───── PROVIDED MATERIAL ─────
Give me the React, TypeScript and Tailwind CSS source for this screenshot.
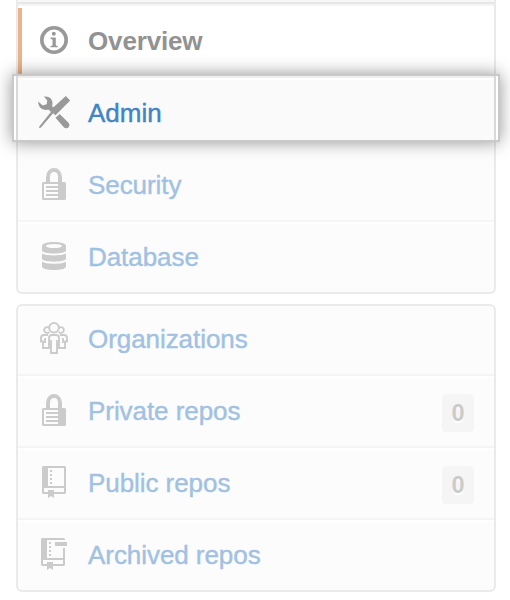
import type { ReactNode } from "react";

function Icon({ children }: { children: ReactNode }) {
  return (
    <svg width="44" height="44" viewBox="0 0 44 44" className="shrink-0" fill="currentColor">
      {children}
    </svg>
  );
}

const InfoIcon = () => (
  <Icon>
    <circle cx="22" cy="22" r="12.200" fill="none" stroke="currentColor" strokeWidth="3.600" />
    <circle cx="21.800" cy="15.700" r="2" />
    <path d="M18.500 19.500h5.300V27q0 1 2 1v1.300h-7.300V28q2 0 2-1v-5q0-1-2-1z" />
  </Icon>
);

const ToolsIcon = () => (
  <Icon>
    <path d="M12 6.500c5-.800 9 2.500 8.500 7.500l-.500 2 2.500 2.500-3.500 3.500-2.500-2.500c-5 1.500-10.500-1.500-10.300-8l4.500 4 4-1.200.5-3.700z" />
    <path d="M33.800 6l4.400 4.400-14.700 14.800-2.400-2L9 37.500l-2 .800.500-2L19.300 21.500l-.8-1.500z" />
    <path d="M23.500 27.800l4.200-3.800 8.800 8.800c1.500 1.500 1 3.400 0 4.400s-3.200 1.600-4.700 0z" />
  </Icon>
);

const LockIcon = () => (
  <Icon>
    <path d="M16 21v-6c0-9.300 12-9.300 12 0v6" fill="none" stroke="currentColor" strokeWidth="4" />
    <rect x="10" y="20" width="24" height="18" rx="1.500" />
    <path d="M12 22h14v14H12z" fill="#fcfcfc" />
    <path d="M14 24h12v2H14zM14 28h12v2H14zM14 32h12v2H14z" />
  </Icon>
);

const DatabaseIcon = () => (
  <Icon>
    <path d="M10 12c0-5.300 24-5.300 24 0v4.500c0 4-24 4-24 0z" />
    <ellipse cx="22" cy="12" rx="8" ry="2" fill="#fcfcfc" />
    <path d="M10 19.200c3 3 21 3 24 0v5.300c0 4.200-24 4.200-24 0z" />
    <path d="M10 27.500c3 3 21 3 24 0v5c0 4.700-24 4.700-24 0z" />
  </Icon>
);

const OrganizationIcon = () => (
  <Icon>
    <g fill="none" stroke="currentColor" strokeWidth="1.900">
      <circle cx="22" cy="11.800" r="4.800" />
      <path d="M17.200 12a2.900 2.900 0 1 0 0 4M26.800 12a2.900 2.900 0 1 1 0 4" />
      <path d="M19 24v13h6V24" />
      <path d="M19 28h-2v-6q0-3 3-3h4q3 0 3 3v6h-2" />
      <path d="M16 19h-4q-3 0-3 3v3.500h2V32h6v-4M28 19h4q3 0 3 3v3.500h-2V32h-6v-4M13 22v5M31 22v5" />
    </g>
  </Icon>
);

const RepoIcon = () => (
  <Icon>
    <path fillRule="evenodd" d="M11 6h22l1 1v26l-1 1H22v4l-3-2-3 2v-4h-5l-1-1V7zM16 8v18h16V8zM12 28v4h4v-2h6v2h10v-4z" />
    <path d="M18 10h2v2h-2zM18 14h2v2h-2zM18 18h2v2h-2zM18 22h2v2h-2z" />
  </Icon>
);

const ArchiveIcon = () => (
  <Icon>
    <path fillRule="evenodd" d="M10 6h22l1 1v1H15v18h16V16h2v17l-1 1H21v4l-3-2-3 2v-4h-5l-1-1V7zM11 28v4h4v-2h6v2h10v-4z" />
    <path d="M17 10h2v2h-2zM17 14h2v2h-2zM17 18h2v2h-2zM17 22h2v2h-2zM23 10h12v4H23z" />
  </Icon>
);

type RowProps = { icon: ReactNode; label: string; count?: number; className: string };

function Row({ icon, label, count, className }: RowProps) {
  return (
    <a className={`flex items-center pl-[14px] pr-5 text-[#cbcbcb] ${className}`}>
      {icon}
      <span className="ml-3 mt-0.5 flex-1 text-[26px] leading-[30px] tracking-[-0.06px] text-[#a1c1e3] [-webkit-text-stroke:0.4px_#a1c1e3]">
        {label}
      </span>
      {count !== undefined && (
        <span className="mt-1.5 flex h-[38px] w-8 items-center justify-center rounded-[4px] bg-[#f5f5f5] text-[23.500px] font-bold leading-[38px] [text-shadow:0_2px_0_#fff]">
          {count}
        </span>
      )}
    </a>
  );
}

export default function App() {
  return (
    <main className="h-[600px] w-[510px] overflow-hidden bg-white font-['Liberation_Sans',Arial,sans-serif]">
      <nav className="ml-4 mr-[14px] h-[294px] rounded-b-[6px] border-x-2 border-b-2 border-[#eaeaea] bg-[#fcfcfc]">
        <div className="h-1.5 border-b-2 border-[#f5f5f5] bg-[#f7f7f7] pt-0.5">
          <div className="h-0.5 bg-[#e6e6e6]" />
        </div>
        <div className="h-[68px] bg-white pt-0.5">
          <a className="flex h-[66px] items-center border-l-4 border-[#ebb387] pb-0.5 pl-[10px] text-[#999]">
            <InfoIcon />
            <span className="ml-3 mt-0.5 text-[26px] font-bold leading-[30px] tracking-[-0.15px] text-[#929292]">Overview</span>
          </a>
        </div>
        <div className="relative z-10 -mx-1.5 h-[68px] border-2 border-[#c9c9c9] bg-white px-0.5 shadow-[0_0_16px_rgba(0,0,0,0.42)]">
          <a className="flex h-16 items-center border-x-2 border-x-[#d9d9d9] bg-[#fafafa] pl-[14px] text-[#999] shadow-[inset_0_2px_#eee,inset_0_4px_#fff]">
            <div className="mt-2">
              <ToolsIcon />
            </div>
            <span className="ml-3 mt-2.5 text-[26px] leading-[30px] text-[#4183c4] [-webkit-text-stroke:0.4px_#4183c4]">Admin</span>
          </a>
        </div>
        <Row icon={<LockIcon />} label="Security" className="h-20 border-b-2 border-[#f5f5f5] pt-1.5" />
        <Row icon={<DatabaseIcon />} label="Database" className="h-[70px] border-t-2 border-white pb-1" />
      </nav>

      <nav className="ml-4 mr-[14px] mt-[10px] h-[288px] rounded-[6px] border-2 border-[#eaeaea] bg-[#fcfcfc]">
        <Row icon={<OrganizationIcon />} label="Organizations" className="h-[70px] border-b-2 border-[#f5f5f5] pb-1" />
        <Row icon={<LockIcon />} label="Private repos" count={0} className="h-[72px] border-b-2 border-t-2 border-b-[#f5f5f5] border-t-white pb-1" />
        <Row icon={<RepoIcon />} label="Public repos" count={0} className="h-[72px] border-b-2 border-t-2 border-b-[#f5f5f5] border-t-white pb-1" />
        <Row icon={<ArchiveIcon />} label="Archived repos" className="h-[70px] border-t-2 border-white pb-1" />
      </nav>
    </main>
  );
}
─────
───── PROVIDED MATERIAL ─────
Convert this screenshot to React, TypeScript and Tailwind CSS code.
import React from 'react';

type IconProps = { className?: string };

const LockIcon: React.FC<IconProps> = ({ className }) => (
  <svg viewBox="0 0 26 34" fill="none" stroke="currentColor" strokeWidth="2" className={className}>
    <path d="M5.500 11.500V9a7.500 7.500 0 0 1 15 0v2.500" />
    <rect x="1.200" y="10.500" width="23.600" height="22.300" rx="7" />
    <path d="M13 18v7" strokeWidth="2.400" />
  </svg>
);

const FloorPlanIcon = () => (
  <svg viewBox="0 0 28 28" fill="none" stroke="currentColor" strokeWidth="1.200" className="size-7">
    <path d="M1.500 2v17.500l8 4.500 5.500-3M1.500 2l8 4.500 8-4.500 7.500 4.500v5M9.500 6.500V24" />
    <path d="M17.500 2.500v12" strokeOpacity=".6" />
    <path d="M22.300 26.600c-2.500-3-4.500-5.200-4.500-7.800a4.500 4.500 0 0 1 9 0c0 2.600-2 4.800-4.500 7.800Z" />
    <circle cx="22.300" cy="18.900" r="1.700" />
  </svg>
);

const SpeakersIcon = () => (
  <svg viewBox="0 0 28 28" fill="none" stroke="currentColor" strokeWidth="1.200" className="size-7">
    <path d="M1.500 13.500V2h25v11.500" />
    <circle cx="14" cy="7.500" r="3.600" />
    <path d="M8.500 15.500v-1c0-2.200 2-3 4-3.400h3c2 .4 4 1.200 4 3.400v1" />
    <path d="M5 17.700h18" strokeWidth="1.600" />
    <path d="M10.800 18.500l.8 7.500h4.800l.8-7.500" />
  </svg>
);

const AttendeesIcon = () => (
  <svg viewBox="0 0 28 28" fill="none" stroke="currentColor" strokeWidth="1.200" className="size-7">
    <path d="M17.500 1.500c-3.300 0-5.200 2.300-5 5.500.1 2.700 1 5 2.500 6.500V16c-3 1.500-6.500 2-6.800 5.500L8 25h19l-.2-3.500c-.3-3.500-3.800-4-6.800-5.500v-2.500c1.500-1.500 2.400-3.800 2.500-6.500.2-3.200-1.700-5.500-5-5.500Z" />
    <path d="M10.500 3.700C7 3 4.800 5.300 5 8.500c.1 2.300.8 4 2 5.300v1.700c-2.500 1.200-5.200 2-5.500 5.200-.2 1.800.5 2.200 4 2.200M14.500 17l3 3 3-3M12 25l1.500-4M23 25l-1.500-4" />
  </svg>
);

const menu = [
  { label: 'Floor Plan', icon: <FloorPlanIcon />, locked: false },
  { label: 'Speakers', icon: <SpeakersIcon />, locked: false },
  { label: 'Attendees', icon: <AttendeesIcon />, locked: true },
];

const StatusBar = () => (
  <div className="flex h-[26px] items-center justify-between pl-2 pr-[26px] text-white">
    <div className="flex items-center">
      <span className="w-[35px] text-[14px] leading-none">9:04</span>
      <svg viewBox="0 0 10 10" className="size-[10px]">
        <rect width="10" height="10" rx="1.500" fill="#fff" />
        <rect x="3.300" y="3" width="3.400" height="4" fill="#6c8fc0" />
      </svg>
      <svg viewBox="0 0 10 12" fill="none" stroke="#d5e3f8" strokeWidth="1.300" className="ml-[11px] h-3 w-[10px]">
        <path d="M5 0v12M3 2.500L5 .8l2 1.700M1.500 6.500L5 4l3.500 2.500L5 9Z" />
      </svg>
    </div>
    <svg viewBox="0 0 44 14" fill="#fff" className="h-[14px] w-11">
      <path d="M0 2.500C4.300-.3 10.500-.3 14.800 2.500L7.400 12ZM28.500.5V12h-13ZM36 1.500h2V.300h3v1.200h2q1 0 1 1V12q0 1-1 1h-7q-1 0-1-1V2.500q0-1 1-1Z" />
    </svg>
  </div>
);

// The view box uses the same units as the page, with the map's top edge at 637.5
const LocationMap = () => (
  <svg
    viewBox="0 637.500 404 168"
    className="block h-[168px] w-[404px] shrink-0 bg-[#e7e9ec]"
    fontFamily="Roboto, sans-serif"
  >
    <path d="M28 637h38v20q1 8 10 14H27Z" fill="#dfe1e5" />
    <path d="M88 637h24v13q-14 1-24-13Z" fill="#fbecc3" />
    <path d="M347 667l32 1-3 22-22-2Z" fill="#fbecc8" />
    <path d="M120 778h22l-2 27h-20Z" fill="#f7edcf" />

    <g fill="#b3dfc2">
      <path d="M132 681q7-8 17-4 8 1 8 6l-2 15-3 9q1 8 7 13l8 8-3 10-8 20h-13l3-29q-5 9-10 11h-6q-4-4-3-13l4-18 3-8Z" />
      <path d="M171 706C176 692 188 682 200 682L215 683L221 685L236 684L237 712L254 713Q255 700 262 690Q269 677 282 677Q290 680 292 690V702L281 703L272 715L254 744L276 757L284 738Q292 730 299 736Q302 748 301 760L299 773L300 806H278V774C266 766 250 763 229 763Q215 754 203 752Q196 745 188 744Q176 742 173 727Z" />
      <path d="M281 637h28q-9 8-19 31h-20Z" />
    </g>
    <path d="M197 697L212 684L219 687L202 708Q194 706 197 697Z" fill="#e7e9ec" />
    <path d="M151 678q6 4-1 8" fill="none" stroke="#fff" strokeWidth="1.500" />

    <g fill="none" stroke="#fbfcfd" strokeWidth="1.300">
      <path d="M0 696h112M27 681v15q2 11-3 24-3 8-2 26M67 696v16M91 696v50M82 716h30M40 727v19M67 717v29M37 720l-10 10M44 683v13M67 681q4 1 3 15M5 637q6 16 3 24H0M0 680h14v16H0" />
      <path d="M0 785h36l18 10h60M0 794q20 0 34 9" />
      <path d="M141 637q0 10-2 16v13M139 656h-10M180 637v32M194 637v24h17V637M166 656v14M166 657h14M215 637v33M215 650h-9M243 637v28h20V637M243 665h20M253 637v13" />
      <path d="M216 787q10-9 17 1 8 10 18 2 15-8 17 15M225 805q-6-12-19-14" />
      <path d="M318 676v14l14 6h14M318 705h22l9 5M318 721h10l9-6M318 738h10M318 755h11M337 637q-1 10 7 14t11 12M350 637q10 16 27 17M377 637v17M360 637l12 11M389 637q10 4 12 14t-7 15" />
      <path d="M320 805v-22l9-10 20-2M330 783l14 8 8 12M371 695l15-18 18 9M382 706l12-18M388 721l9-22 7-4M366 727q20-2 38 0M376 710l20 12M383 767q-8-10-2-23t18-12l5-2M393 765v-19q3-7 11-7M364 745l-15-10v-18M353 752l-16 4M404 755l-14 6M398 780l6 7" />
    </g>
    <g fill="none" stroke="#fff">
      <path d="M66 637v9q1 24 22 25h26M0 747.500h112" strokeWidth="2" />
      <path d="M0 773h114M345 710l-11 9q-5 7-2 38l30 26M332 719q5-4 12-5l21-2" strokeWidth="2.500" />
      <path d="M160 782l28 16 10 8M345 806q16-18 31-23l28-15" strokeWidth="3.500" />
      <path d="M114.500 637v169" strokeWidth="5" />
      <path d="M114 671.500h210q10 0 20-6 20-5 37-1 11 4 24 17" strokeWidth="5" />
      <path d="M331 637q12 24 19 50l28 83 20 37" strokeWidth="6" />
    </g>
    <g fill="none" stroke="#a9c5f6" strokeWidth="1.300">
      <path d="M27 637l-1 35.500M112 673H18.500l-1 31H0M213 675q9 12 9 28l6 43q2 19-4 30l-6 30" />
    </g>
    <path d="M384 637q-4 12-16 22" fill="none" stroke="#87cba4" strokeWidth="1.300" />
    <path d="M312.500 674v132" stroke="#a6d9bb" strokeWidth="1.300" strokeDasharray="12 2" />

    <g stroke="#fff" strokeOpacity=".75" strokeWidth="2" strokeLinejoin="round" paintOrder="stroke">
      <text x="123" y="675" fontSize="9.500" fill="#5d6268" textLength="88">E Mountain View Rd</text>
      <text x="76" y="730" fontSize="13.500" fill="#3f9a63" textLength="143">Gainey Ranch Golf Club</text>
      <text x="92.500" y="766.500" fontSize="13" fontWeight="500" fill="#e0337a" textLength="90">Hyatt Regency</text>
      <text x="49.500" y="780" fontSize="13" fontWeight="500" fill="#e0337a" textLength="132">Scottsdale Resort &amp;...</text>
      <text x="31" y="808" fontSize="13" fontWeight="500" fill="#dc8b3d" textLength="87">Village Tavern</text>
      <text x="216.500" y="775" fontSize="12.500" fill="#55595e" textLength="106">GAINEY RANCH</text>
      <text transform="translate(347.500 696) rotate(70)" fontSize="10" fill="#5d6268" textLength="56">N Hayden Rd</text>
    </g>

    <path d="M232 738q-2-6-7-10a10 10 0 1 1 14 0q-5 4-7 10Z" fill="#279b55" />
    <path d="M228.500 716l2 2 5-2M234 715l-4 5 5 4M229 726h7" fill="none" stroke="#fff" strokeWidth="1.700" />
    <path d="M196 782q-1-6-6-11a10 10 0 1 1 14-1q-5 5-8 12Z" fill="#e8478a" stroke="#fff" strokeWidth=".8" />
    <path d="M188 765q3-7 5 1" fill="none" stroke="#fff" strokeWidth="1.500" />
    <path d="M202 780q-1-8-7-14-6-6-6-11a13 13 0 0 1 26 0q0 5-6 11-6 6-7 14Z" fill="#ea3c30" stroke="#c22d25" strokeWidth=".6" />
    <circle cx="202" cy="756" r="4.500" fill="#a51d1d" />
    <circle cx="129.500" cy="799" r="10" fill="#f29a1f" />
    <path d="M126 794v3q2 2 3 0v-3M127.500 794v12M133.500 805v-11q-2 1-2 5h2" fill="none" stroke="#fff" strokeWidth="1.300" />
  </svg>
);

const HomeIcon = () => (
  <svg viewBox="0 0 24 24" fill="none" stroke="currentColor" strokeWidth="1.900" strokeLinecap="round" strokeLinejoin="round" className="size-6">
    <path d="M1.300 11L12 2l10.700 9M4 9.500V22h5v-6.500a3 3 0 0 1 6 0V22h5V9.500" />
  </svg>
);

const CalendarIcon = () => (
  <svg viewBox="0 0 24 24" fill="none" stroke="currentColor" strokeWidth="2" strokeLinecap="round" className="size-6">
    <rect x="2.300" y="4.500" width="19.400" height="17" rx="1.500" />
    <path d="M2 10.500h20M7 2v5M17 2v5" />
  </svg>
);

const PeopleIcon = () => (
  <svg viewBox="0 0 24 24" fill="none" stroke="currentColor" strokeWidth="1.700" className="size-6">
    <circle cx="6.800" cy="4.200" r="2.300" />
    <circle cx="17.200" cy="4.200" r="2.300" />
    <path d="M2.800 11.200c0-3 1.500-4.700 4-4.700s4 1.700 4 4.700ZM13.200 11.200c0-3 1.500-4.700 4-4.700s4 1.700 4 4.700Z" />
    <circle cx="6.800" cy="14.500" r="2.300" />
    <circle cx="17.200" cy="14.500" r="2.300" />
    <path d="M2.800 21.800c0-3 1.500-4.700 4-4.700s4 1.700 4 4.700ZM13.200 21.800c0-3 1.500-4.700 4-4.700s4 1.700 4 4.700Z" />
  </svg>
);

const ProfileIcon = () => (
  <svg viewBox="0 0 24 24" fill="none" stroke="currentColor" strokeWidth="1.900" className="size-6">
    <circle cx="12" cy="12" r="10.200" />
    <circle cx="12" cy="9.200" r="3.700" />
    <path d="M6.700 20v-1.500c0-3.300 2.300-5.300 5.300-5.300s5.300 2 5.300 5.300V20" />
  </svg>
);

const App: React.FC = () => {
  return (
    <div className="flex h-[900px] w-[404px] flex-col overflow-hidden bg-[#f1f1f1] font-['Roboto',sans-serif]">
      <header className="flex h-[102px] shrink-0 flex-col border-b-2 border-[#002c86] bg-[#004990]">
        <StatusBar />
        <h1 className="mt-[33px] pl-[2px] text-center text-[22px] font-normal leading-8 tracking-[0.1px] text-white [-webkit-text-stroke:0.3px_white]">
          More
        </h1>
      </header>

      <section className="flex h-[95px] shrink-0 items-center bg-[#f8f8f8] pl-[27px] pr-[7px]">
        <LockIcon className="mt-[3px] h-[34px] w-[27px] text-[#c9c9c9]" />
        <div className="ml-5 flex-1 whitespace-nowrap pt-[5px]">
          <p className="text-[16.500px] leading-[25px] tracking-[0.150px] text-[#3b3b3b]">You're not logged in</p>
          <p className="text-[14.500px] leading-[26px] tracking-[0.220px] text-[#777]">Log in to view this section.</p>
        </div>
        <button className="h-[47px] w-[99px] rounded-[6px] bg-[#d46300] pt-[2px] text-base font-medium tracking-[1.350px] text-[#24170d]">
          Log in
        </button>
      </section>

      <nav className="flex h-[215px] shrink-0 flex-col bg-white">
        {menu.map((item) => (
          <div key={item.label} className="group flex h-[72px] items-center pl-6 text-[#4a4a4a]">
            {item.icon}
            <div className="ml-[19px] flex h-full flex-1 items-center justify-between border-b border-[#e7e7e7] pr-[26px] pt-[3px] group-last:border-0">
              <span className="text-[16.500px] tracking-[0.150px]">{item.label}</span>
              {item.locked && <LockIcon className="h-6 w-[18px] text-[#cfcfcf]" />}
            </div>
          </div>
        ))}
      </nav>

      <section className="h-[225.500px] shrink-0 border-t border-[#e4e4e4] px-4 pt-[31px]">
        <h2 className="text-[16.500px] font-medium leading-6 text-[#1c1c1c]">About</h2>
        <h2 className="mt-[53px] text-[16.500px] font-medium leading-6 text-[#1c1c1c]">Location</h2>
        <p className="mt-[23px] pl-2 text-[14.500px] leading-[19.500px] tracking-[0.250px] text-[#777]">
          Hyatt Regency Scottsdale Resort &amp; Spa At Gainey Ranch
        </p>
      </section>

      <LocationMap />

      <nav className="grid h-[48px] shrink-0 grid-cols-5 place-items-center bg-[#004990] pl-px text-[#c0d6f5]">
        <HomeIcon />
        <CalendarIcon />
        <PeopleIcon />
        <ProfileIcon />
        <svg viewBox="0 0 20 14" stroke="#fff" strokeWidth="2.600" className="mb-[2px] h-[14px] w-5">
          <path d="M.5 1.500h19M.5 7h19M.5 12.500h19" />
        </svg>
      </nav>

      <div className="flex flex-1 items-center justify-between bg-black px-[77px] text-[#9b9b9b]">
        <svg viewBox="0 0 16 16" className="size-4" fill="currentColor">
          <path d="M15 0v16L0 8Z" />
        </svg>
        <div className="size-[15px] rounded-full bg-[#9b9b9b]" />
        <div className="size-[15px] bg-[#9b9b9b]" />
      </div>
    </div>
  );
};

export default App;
─────
◆ DIRECTION ◆
Check every line of the material for the string "screenshot" and give the number of lines that have it, without anything else.

◆ COMPLETE OUTPUT ◆
2